* _Task instructions_: Read the lines that follow and pick out every one containing the word "this".

* _Excerpted data_:

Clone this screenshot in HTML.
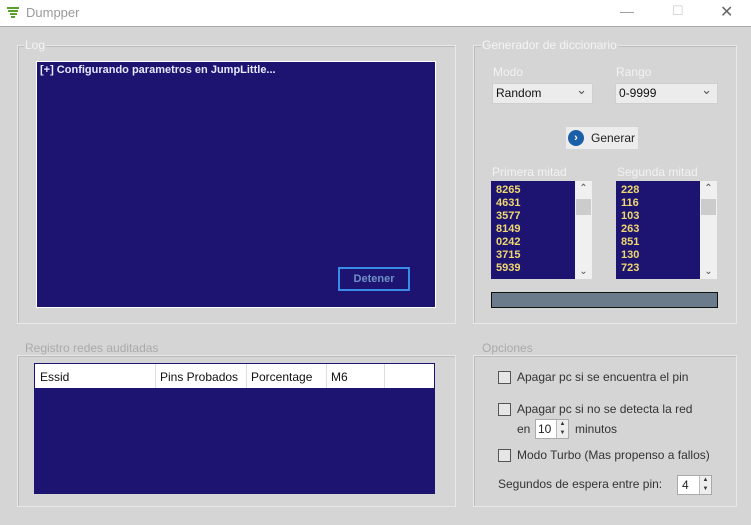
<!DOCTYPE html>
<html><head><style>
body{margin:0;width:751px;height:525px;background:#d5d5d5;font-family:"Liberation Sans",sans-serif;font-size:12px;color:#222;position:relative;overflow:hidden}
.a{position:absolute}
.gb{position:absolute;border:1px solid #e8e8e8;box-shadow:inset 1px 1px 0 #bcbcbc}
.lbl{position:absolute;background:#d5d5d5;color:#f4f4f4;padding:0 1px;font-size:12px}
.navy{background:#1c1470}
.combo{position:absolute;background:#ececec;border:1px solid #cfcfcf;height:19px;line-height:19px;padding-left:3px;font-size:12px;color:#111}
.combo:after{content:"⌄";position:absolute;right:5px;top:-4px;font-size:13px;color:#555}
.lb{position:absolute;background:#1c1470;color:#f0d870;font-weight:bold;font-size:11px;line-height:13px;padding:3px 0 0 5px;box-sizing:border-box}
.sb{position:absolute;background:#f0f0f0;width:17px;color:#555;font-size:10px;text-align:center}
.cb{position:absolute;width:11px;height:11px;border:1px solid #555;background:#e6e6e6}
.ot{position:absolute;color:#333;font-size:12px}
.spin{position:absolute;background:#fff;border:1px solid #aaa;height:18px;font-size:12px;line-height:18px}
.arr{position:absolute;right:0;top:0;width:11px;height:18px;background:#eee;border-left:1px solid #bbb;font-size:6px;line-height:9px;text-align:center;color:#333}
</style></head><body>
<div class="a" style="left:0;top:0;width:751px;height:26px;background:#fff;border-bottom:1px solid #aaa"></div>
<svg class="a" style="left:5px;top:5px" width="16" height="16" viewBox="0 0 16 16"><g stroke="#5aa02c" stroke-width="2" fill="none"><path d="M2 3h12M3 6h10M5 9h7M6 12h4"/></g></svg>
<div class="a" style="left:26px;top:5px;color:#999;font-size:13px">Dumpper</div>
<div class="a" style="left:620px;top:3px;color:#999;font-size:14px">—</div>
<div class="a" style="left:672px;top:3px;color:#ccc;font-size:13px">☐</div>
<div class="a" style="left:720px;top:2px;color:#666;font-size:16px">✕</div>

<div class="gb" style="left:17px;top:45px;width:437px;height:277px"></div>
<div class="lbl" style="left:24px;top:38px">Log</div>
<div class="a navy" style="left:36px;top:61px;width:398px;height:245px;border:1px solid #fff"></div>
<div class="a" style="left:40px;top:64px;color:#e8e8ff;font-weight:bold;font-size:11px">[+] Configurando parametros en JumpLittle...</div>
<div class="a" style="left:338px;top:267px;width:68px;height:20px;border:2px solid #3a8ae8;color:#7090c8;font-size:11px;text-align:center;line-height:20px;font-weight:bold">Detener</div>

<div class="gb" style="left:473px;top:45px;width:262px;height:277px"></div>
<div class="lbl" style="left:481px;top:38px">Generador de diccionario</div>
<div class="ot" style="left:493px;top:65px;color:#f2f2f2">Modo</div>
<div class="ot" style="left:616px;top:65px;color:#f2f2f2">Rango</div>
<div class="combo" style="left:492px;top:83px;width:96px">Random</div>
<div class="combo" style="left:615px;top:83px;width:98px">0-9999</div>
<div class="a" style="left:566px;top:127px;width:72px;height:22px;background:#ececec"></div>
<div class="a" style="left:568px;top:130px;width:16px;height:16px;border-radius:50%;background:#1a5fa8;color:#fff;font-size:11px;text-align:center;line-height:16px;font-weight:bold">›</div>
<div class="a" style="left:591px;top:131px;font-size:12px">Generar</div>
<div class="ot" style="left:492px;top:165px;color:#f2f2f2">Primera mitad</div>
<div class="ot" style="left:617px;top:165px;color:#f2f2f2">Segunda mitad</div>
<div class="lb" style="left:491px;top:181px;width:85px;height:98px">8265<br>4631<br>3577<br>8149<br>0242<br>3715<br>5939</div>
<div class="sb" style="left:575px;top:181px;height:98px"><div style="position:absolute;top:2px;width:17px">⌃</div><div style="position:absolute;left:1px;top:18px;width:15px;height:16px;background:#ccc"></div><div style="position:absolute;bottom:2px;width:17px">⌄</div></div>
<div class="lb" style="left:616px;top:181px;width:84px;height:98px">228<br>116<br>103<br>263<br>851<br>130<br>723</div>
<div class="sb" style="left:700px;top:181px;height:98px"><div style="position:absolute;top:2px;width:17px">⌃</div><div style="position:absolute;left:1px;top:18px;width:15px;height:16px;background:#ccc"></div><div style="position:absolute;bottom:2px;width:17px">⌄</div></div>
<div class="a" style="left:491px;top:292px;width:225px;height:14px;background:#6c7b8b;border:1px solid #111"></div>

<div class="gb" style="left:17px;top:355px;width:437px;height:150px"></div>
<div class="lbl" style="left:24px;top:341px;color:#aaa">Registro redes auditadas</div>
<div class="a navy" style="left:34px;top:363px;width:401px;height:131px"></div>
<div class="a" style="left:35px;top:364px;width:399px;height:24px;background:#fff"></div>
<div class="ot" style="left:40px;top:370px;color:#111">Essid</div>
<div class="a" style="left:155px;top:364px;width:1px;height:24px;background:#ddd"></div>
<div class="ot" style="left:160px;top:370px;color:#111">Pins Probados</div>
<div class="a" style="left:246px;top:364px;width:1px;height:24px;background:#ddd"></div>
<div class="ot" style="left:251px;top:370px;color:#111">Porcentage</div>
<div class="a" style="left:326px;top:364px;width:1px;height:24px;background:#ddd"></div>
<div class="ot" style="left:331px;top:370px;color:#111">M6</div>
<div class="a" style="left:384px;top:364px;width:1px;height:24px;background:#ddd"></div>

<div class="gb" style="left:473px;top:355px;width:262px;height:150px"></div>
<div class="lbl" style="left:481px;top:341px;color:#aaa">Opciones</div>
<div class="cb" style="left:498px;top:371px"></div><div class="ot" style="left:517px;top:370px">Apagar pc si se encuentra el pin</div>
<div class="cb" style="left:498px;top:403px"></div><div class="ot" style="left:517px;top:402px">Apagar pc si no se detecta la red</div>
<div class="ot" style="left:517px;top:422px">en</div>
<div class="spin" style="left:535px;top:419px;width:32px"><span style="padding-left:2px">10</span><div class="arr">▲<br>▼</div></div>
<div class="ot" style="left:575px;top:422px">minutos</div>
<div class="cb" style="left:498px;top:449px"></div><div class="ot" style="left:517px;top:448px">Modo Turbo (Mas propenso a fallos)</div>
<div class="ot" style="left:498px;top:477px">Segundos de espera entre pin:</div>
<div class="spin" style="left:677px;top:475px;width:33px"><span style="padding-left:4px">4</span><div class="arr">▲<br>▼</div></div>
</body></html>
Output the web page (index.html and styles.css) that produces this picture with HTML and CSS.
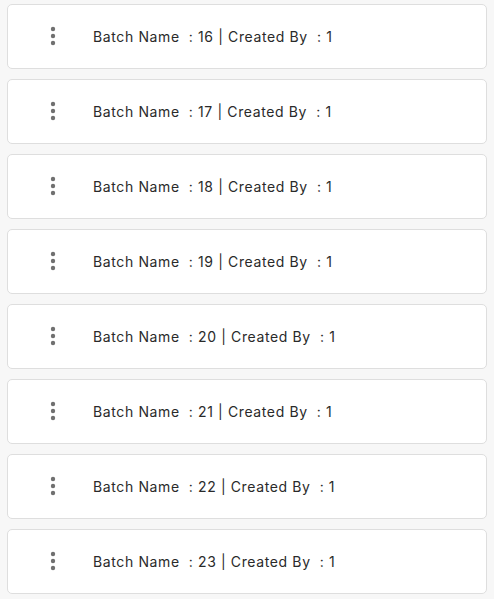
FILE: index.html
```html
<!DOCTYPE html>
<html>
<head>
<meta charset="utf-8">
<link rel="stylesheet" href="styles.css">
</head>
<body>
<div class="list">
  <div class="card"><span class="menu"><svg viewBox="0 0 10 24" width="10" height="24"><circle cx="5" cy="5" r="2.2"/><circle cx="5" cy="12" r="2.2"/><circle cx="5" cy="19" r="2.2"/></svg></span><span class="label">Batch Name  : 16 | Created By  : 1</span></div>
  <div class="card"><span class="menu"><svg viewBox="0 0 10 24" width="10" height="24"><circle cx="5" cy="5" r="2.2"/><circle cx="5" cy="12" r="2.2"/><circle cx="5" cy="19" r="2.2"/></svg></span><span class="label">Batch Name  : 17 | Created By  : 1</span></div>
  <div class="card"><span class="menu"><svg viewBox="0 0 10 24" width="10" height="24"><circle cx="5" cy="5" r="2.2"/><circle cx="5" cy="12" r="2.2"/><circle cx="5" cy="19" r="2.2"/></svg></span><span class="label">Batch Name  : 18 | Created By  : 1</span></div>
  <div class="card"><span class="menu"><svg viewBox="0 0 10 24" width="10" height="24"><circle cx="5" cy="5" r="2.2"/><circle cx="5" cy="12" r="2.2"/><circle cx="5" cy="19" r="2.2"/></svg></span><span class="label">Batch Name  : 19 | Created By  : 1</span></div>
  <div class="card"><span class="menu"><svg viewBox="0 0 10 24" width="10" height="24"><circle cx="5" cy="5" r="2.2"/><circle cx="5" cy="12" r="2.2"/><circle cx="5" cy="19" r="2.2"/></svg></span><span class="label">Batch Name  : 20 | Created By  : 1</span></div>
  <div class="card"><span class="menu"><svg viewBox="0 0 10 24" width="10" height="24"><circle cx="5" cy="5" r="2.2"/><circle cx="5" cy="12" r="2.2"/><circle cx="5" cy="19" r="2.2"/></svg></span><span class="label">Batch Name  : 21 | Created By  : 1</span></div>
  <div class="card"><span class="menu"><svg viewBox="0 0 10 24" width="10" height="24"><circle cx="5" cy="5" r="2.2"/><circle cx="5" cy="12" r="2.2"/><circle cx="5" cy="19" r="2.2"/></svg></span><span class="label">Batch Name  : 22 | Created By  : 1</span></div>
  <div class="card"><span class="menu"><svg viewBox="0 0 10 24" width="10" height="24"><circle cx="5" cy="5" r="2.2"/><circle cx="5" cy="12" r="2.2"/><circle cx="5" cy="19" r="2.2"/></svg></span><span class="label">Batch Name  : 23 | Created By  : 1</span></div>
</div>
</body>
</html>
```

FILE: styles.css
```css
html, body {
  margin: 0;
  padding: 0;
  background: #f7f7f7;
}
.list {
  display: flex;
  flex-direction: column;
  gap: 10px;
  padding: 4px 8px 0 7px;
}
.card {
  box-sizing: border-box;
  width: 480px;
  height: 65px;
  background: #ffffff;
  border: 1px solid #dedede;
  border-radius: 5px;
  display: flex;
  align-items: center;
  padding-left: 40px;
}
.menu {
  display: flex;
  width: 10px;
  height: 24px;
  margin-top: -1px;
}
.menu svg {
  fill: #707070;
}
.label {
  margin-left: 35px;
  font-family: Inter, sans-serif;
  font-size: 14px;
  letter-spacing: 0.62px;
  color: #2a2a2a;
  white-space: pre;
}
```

* _Exercise output_:
Clone this screenshot in HTML.
Output the web page (index.html and styles.css) that produces this picture with HTML and CSS.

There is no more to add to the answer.